For what are you waiting?  While waiting, how will you sit in the time?  We Americans “pass the time.”  Or, being the consumers that we are, we “spend the time.”  I don’t think God wants that for me or for anyone.

Read Luke chapter 10-21.  There is a lot that happens in that stretch from knowing the cross is coming to it actually arriving.  Jesus tells the most re-told of all his parables, the Good Samaritan (Luke 10) and the Prodigal Son (Luke 15), in those intervening chapters.  Much of what we think about in the Gospel falls in Luke 10-21.  We may be going along waiting, but in that waiting space, God is working.  Read the Abraham narratives in Genesis 12-22.  A lot happens between God’s initial promise and the arrival of Isaac.

I am tempted to think, well, this mission trip is some big thing.  And it is indeed some big thing.  However, God might also have some things to do before the mission trip. 

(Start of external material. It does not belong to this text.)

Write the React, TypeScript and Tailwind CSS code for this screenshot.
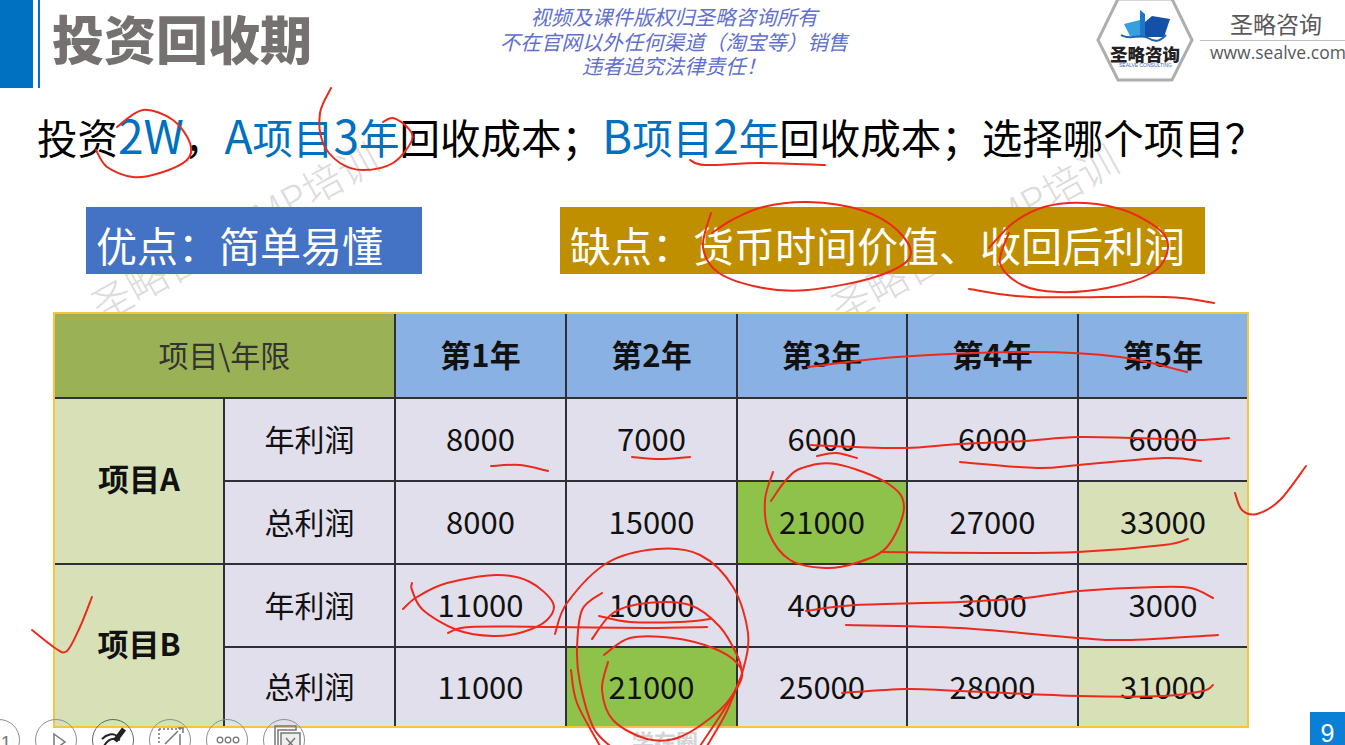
import React from "react";

const FONT = "font-['Noto_Sans_CJK_SC','Noto_Sans',sans-serif]";

const years = ["第1年", "第2年", "第3年", "第4年", "第5年"];

type Pt = [number, number];

// pen strokes traced from the slide, smoothed below
const strokes: Pt[][] = [
  [[96, 150], [107, 167], [133, 177], [160, 173], [187, 160], [190, 143], [173, 120], [143, 110], [117, 127]],
  [[331, 88], [320, 113], [323, 143], [340, 163], [363, 170], [393, 163], [412, 140], [407, 127], [393, 118], [383, 122]],
  [[690, 160], [705, 165], [760, 163], [825, 165]],
  [[711, 213], [703, 247], [719, 273], [763, 288], [808, 290], [875, 277], [910, 257], [897, 230], [861, 210], [808, 202], [763, 207], [732, 220], [712, 233]],
  [[989, 248], [1013, 223], [1044, 207], [1085, 203], [1129, 212], [1163, 233], [1167, 253], [1152, 273], [1107, 288], [1058, 292], [1022, 285], [1000, 263], [1009, 233]],
  [[969, 289], [1031, 297], [1165, 297], [1214, 303]],
  [[808, 367], [897, 357], [1031, 352], [1120, 357], [1187, 372]],
  [[491, 466], [520, 465], [548, 471]],
  [[632, 457], [660, 459], [690, 457]],
  [[817, 456], [836, 453], [857, 458]],
  [[811, 445], [856, 447], [906, 448], [960, 444], [1025, 441], [1079, 437], [1164, 439], [1199, 440], [1229, 438]],
  [[960, 462], [1037, 468], [1079, 465], [1164, 458], [1201, 461]],
  [[773, 472], [765, 500], [769, 533], [790, 560], [825, 568], [856, 563], [887, 547], [904, 507], [887, 483], [836, 464], [802, 468], [786, 480], [771, 501]],
  [[881, 552], [987, 553], [1078, 552], [1164, 545], [1188, 539]],
  [[1306, 466], [1280, 500], [1257, 514], [1242, 510], [1235, 493]],
  [[403, 609], [417, 597], [447, 583], [497, 575], [530, 582], [553, 603], [547, 620], [523, 632], [493, 636], [457, 630], [423, 610], [412, 590], [412, 583]],
  [[448, 633], [470, 627], [553, 627], [647, 628], [707, 627]],
  [[555, 634], [567, 603], [607, 563], [657, 549], [700, 555], [733, 587], [748, 633], [743, 670], [730, 700], [700, 746]],
  [[602, 593], [582, 610], [577, 650], [580, 683], [593, 727], [610, 746]],
  [[571, 670], [577, 703], [600, 746]],
  [[599, 616], [630, 622], [680, 622], [710, 619]],
  [[592, 639], [613, 613], [647, 603], [690, 605], [720, 627], [738, 657], [742, 673]],
  [[604, 655], [630, 638], [673, 638], [713, 648], [737, 663], [741, 680], [720, 710], [680, 737], [647, 739], [613, 720], [602, 690], [608, 662]],
  [[737, 687], [725, 715], [707, 746]],
  [[806, 611], [856, 605], [960, 602], [1025, 598], [1079, 591], [1157, 587], [1191, 588], [1213, 598]],
  [[846, 625], [960, 628], [1079, 638], [1126, 640], [1218, 635]],
  [[842, 693], [906, 689], [960, 691], [1079, 696], [1164, 696], [1203, 691], [1213, 685]],
  [[92, 597], [80, 627], [67, 651], [55, 648], [32, 630]],
];

function smooth(pts: Pt[]) {
  let d = `M${pts[0][0]} ${pts[0][1]}`;
  for (let i = 0; i < pts.length - 1; i++) {
    const p0 = pts[Math.max(i - 1, 0)];
    const p1 = pts[i];
    const p2 = pts[i + 1];
    const p3 = pts[Math.min(i + 2, pts.length - 1)];
    const c1x = p1[0] + (p2[0] - p0[0]) / 6;
    const c1y = p1[1] + (p2[1] - p0[1]) / 6;
    const c2x = p2[0] - (p3[0] - p1[0]) / 6;
    const c2y = p2[1] - (p3[1] - p1[1]) / 6;
    d += `C${c1x} ${c1y} ${c2x} ${c2y} ${p2[0]} ${p2[1]}`;
  }
  return d;
}

function Cell({ className, children }: { className: string; children?: React.ReactNode }) {
  return (
    <div className={`flex items-center justify-center border-[#2f2f38] text-[#111] ${className}`}>
      {children}
    </div>
  );
}

const num = "text-[31px] leading-none pb-[4px]";
const label = "text-[30px] leading-none pb-[4px] text-[#3a3a3a] border-t-2 border-r-2";
const head = "text-[31px] leading-none pb-[4px] font-bold";
const group = "text-[31px] leading-none pb-[7px] font-bold bg-[#d8e0b8] border-t-2 border-r-2";

function Logo() {
  return (
    <div className="relative w-[98px] h-[82px] shrink-0">
      <svg viewBox="0 0 98 82" className="w-full h-full">
        <polygon points="22,-1 76,-1 96,40 76,80 22,80 2,40" fill="#fff" stroke="#aeaeae" strokeWidth="3" />
        <polygon points="28,24 44,20 44,36 34,36" fill="#35a0e0" />
        <polygon points="44,10 49,14 49,36 44,36" fill="#1e78c8" />
        <polygon points="49,22 56,16 74,19 68,37 49,37" fill="#1450a8" />
        <path d="M25 35C34 41 44 33 52 38S64 41 70 35" fill="none" stroke="#1c62b8" strokeWidth="2" />
      </svg>
      <div className="absolute left-[14px] top-[45px] text-[17.5px] leading-none font-black text-[#222] whitespace-nowrap">
        圣略咨询
      </div>
      <div className="absolute left-[23px] top-[63px] text-[5px] leading-none text-[#3a6ab0] whitespace-nowrap font-['Liberation_Sans',sans-serif]">
        SEALVE CONSULTING
      </div>
    </div>
  );
}

function Controls() {
  const circle = "w-[42px] h-[42px] rounded-full border border-[#8f8f8f] relative";
  return (
    <div className="absolute left-[-22px] top-[719px] flex gap-[15px]">
      <div className={circle}>
        <span className="absolute left-[22px] top-[14px] text-[18px] leading-none text-[#777] font-['Liberation_Sans',sans-serif]">1</span>
      </div>
      <div className={circle}>
        <svg className="absolute inset-0" width="42" height="42" fill="none" stroke="#777" strokeWidth="1.5">
          <path d="M18 14L29 22L18 30Z" />
        </svg>
      </div>
      <div className={`${circle} border-[#666]`}>
        <svg className="absolute inset-0" width="42" height="42" fill="none" stroke="#222">
          <path d="M22 21L31 9" strokeWidth="5" />
          <path d="M9 19C14 14 20 13 24 16M11 26C15 19 20 17 27 20" strokeWidth="2" />
        </svg>
      </div>
      <div className={circle}>
        <svg className="absolute inset-0" width="42" height="42" fill="none" stroke="#777">
          <path d="M9 9H33M9 9V30" strokeWidth="1.5" strokeDasharray="2 2" />
          <path d="M15 24L28 11M28 8H33V13M30 14V30" strokeWidth="1.5" />
        </svg>
      </div>
      <div className={circle}>
        <svg className="absolute inset-0" width="42" height="42" fill="none" stroke="#777" strokeWidth="1.3">
          <circle cx="13" cy="20" r="2.8" />
          <circle cx="21" cy="20" r="2.8" />
          <circle cx="29" cy="20" r="2.8" />
        </svg>
      </div>
      <div className={circle}>
        <svg className="absolute inset-0" width="42" height="42" fill="none" stroke="#777" strokeWidth="1.5">
          <path d="M11 6H32V10H14V28H11Z" />
          <rect x="17" y="13" width="19" height="20" fill="#eee" />
          <path d="M22 18L31 28M31 18L22 28" />
        </svg>
      </div>
    </div>
  );
}

export default function App() {
  return (
    <div className={`relative isolate w-[1345px] h-[745px] overflow-hidden bg-white flex flex-col ${FONT}`}>
      {/* watermarks sit under the slide content */}
      <div className="absolute left-[73px] top-[208px] w-[330px] text-[40px] leading-none font-light text-[#dcdcdc] -rotate-[29deg] whitespace-nowrap -z-10">圣略咨询PMP培训</div>
      <div className="absolute left-[813px] top-[210px] w-[330px] text-[40px] leading-none font-light text-[#dcdcdc] -rotate-[29deg] whitespace-nowrap -z-10">圣略咨询PMP培训</div>

      <div className="flex h-[88px] shrink-0">
        <div className="w-[33px] bg-[#0070c0]" />
        <div className="w-[2px] ml-[5px] bg-[#0070c0]" />
        <h1 className="ml-[12px] w-[330px] text-[52px] leading-[76px] font-black text-[#767171] whitespace-nowrap">投资回收期</h1>
        <div className="w-[440px] ml-[72px] pt-[4px] text-center italic text-[20.5px] leading-[24.5px] text-[#5f70cf] whitespace-nowrap">
          <p>视频及课件版权归圣略咨询所有</p>
          <p>不在官网以外任何渠道（淘宝等）销售</p>
          <p>违者追究法律责任！</p>
        </div>
        <div className="ml-[202px]"><Logo /></div>
        <div className="flex-1 ml-[6px] flex flex-col min-w-0">
          <div className="h-[41px] pt-[8px] pl-[30px] text-[23px] leading-[30px] text-[#595959] border-b border-[#bdbdbd] whitespace-nowrap">圣略咨询</div>
          <div className="pl-[10px] text-[17.5px] leading-[22px] text-[#595959] whitespace-nowrap font-['Open_Sans',sans-serif]">www.sealve.com</div>
        </div>
      </div>

      <div className="h-[119px] shrink-0 pl-[37px] pt-[19px] text-[40.5px] leading-[54px] text-black whitespace-nowrap">
        投资<span className="text-[#0070c0] text-[46px]">2W</span>，<span className="text-[#0070c0]"><span className="text-[46px]">A</span>项目<span className="text-[46px]">3</span>年</span>回收成本；<span className="text-[#0070c0]"><span className="text-[46px]">B</span>项目<span className="text-[46px]">2</span>年</span>回收成本；选择哪个项目？
      </div>

      <div className="flex h-[67px] shrink-0 text-white text-[41px] leading-[74px] whitespace-nowrap">
        <div className="ml-[86px] w-[336px] pl-[10px] bg-[#4472c4]">优点：简单易懂</div>
        <div className="ml-[138px] w-[645px] pl-[10px] bg-[#bf8f00]">缺点：货币时间价值、收回后利润</div>
      </div>

      <div className="ml-[53px] mt-[38px] w-[1196px] h-[416px] border-2 border-[#f5c542] bg-[#e2dfec] grid grid-cols-[170px_171px_171px_171px_170px_171px_168px] grid-rows-[83px_83px_83px_83px_80px]">
        <Cell className="col-span-2 bg-[#9bb155] text-[30px] leading-none pb-[4px] text-[#333] border-r-2">项目\年限</Cell>
        {years.map((y, i) => (
          <Cell key={y} className={`bg-[#8ab1e4] ${head} ${i < 4 ? "border-r-2" : ""}`}>{y}</Cell>
        ))}

        <Cell className={`row-span-2 ${group}`}>项目A</Cell>
        <Cell className={label}>年利润</Cell>
        {["8000", "7000", "6000", "6000", "6000"].map((v, i) => (
          <Cell key={i} className={`${num} border-t-2 ${i < 4 ? "border-r-2" : ""}`}>{v}</Cell>
        ))}
        <Cell className={label}>总利润</Cell>
        <Cell className={`${num} border-t-2 border-r-2`}>8000</Cell>
        <Cell className={`${num} border-t-2 border-r-2`}>15000</Cell>
        <Cell className={`${num} border-t-2 border-r-2 bg-[#8fc24a]`}>21000</Cell>
        <Cell className={`${num} border-t-2 border-r-2`}>27000</Cell>
        <Cell className={`${num} border-t-2 bg-[#d8e0b8]`}>33000</Cell>

        <Cell className={`row-span-2 ${group}`}>项目B</Cell>
        <Cell className={label}>年利润</Cell>
        {["11000", "10000", "4000", "3000", "3000"].map((v, i) => (
          <Cell key={i} className={`${num} border-t-2 ${i < 4 ? "border-r-2" : ""}`}>{v}</Cell>
        ))}
        <Cell className={label}>总利润</Cell>
        <Cell className={`${num} border-t-2 border-r-2`}>11000</Cell>
        <Cell className={`${num} border-t-2 border-r-2 bg-[#8fc24a]`}>21000</Cell>
        <Cell className={`${num} border-t-2 border-r-2`}>25000</Cell>
        <Cell className={`${num} border-t-2 border-r-2`}>28000</Cell>
        <Cell className={`${num} border-t-2 bg-[#d8e0b8]`}>31000</Cell>
      </div>

      <div className="absolute left-[632px] top-[729px] text-[22px] leading-none font-bold text-[#d4d4d4] whitespace-nowrap">学在圈</div>

      {/* pen annotations */}
      <svg className="absolute inset-0 pointer-events-none" width="1345" height="745" viewBox="0 0 1345 745" fill="none">
        {strokes.map((pts, i) => (
          <path key={i} d={smooth(pts)} stroke="#ec2a1c" strokeWidth="2" strokeLinecap="round" />
        ))}
      </svg>

      <Controls />

      <div className="absolute right-0 top-[712px] w-[35px] h-[33px] bg-[#0a7fd6] text-white text-[25px] leading-[42px] text-center font-['Liberation_Sans',sans-serif]">9</div>
    </div>
  );
}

Easter, now that’s important preaching.  Sure.  But God isn’t waiting for Easter to speak into my life and possibly through me into someone else’s life. 


What in your life has you waiting?  Waiting isn’t easy.  It can be excruciating.  But it can also be a space in life for God to work.  Don’t “pass” the time.  Don’t “spend” the time.  Sit in the time.  Sit and listen.  When we do that, we hear what God is trying to tell us.